-- What you have to do --
Take every line from the material that has the word "styles" in it.

-- Supplied material --

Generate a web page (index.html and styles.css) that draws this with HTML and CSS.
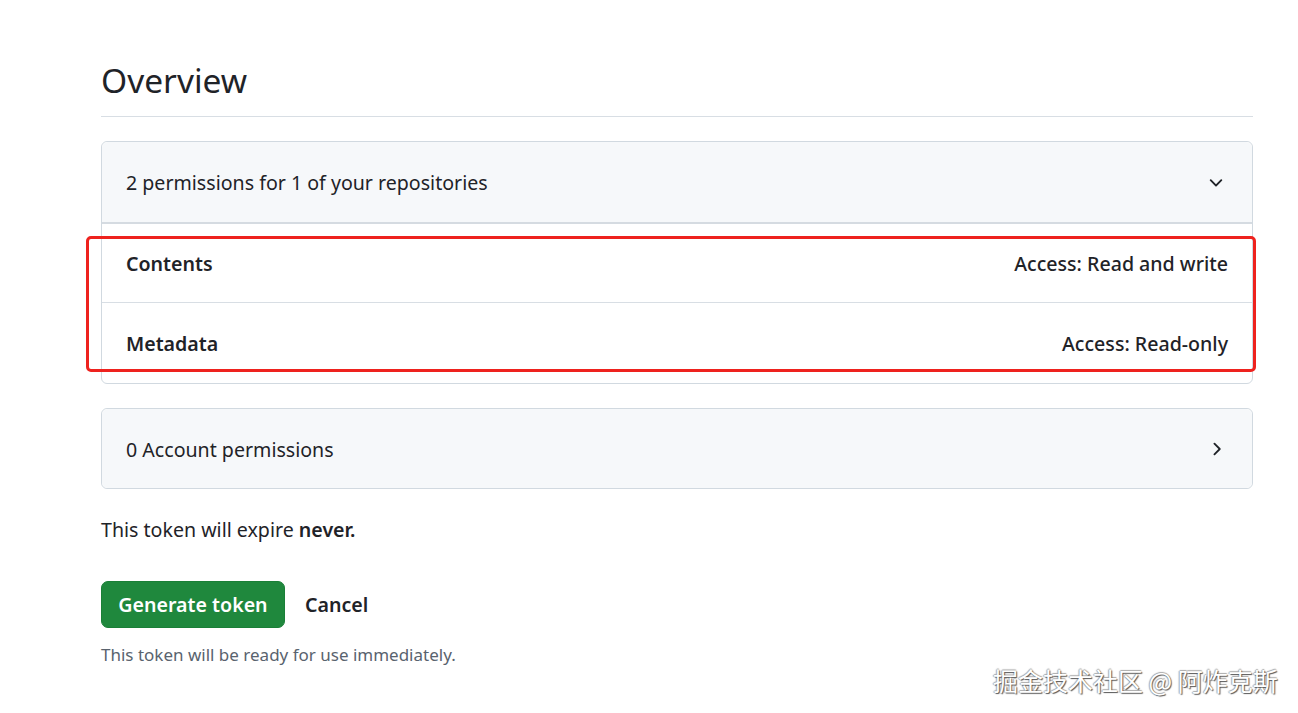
FILE: index.html
```html
<!DOCTYPE html>
<html lang="en">
<head>
<meta charset="utf-8">
<title>Overview</title>
<link rel="stylesheet" href="styles.css">
</head>
<body>
<main class="page">
  <h2 class="title">Overview</h2>

  <section class="panel">
    <div class="panel-head">
      <span>2 permissions for 1 of your repositories</span>
      <svg class="chev" width="20" height="20" viewBox="0 0 16 16"><path d="M12.78 5.22a.749.749 0 0 1 0 1.06l-4.25 4.250a.749.749 0 0 1-1.06 0L3.22 6.28a.749.749 0 1 1 1.06-1.06L8 8.939l3.720-3.719a.749.749 0 0 1 1.06 0Z" fill="#1f2328"/></svg>
    </div>
    <div class="row">
      <span class="name">Contents</span>
      <span class="access">Access: Read and write</span>
    </div>
    <div class="row">
      <span class="name">Metadata</span>
      <span class="access">Access: Read-only</span>
    </div>
    <div class="highlight"></div>
  </section>

  <section class="panel closed">
    <div class="panel-head">
      <span>0 Account permissions</span>
      <svg class="chev" width="20" height="20" viewBox="0 0 16 16"><path d="M6.22 3.22a.75.75 0 0 1 1.06 0l4.25 4.25a.75.75 0 0 1 0 1.06l-4.25 4.25a.751.751 0 0 1-1.042-.018.751.751 0 0 1-.018-1.042L9.94 8 6.22 4.28a.75.75 0 0 1 0-1.06Z" fill="#1f2328"/></svg>
    </div>
  </section>

  <p class="expire">This token will expire <strong>never.</strong></p>

  <div class="actions">
    <button class="btn-primary">Generate token</button>
    <a class="cancel">Cancel</a>
  </div>
  <p class="note">This token will be ready for use immediately.</p>
</main>
<div class="watermark">掘金技术社区 @ 阿炸克斯</div>
</body>
</html>
```

FILE: styles.css
```css
*, *::before, *::after { box-sizing: border-box; }
html, body {
  margin: 0;
  padding: 0;
  background: #ffffff;
}
body {
  font-family: "Noto Sans", "Open Sans", sans-serif;
  color: #1f2328;
  width: 1298px;
  height: 713px;
  position: relative;
  overflow: hidden;
}
.page {
  margin-left: 101px;
  width: 1152px;
  padding-top: 56px;
}
.title {
  margin: 0;
  font-weight: 400;
  font-size: 33.5px;
  line-height: 48px;
  height: 61px;
  border-bottom: 1px solid #d8dee4;
  letter-spacing: 0;
}
.panel {
  margin-top: 24px;
  border: 1px solid #d1d9e0;
  border-radius: 6px;
  position: relative;
}
.panel-head {
  background: #f6f8fa;
  height: 82px;
  display: flex;
  align-items: center;
  justify-content: space-between;
  padding: 1px 26px 0 24px;
  font-size: 19.6px;
  border-radius: 6px 6px 0 0;
  border-bottom: 2px solid #d5dbe1;
}
.closed .panel-head {
  border-bottom: none;
  border-radius: 6px;
  height: 79px;
  padding-top: 1px;
}
.chev { display: block; }
.row {
  height: 78px;
  display: flex;
  align-items: center;
  justify-content: space-between;
  padding: 1px 24px 0;
  font-size: 19.6px;
  font-weight: 600;
}
.row + .row {
  border-top: 1px solid #d8dee4;
  height: 81px;
}
.access { font-weight: 500; }
.highlight {
  position: absolute;
  left: -16px;
  right: -4px;
  top: 94px;
  height: 136px;
  border: 3px solid #ee221e;
  border-radius: 5px;
  pointer-events: none;
}
.expire {
  margin: 27px 0 0;
  font-size: 19.6px;
  line-height: 28px;
}
.expire strong { font-weight: 600; }
.actions {
  margin-top: 37px;
  display: flex;
  align-items: center;
  gap: 20px;
}
.btn-primary {
  background: #1f883d;
  color: #ffffff;
  border: 1px solid #1a7f37;
  border-radius: 7px;
  height: 47px;
  padding: 0;
  font-family: inherit;
  font-size: 19.6px;
  font-weight: 600;
  width: 184px;
}
.cancel {
  font-size: 19.6px;
  font-weight: 600;
  color: #1f2328;
}
.note {
  margin: 15px 0 0;
  font-size: 17px;
  color: #59636e;
}
.watermark {
  position: absolute;
  left: 993px;
  top: 662px;
  font-family: "Noto Sans CJK SC", sans-serif;
  font-size: 25px;
  color: #ffffff;
  text-shadow: 1px 1px 1px #555, -1px 0 1px #aaa, 0 -1px 1px #aaa;
  letter-spacing: 0;
}
```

-- Task output --
Generate a web page (index.html and styles.css) that draws this with HTML and CSS.
<link rel="stylesheet" href="styles.css">
FILE: styles.css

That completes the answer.